### Entries with page source code
.....
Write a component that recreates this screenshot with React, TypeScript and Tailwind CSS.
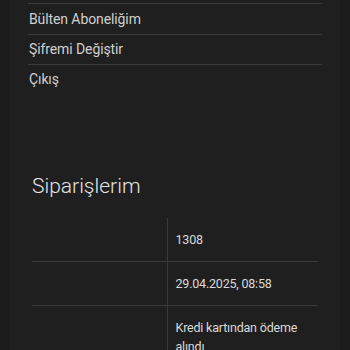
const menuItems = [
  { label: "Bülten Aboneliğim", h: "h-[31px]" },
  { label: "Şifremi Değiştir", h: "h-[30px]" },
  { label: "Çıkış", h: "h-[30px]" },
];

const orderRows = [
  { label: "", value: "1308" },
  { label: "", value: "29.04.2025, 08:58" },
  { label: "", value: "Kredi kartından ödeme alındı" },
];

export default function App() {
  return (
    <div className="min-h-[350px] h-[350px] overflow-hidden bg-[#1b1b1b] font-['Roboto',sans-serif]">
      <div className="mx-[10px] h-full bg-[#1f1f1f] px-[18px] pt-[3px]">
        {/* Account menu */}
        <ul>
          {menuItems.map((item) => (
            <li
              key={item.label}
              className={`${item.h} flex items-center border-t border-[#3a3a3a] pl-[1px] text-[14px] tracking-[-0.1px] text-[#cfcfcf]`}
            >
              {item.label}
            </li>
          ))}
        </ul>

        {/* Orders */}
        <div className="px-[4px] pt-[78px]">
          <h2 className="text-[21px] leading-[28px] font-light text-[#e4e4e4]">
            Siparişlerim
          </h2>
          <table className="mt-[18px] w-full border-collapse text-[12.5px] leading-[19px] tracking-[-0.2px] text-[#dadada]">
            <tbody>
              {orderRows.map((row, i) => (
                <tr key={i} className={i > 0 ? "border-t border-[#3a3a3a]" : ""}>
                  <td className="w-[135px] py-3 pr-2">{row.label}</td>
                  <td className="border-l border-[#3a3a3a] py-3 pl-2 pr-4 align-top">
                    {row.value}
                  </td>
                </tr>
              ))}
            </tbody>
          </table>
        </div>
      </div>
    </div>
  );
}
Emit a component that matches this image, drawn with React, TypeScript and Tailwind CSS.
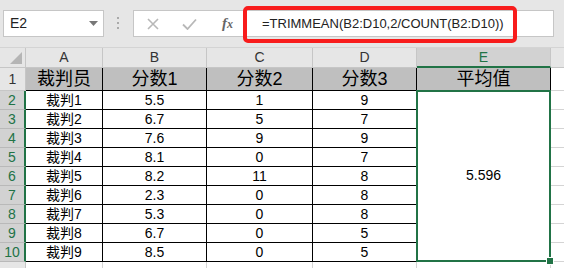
.....
### EXERCISE
Copy out all of the data word for word. Do not carry over any picture.

### WRITTEN SOLUTION
Write a component that recreates this screenshot with React, TypeScript and Tailwind CSS.
const menuItems = [
  { label: "Bülten Aboneliğim", h: "h-[31px]" },
  { label: "Şifremi Değiştir", h: "h-[30px]" },
  { label: "Çıkış", h: "h-[30px]" },
];

const orderRows = [
  { label: "", value: "1308" },
  { label: "", value: "29.04.2025, 08:58" },
  { label: "", value: "Kredi kartından ödeme alındı" },
];

export default function App() {
  return (
    <div className="min-h-[350px] h-[350px] overflow-hidden bg-[#1b1b1b] font-['Roboto',sans-serif]">
      <div className="mx-[10px] h-full bg-[#1f1f1f] px-[18px] pt-[3px]">
        {/* Account menu */}
        <ul>
          {menuItems.map((item) => (
            <li
              key={item.label}
              className={`${item.h} flex items-center border-t border-[#3a3a3a] pl-[1px] text-[14px] tracking-[-0.1px] text-[#cfcfcf]`}
            >
              {item.label}
            </li>
          ))}
        </ul>

        {/* Orders */}
        <div className="px-[4px] pt-[78px]">
          <h2 className="text-[21px] leading-[28px] font-light text-[#e4e4e4]">
            Siparişlerim
          </h2>
          <table className="mt-[18px] w-full border-collapse text-[12.5px] leading-[19px] tracking-[-0.2px] text-[#dadada]">
            <tbody>
              {orderRows.map((row, i) => (
                <tr key={i} className={i > 0 ? "border-t border-[#3a3a3a]" : ""}>
                  <td className="w-[135px] py-3 pr-2">{row.label}</td>
                  <td className="border-l border-[#3a3a3a] py-3 pl-2 pr-4 align-top">
                    {row.value}
                  </td>
                </tr>
              ))}
            </tbody>
          </table>
        </div>
      </div>
    </div>
  );
}
Emit a component that matches this image, drawn with React, TypeScript and Tailwind CSS.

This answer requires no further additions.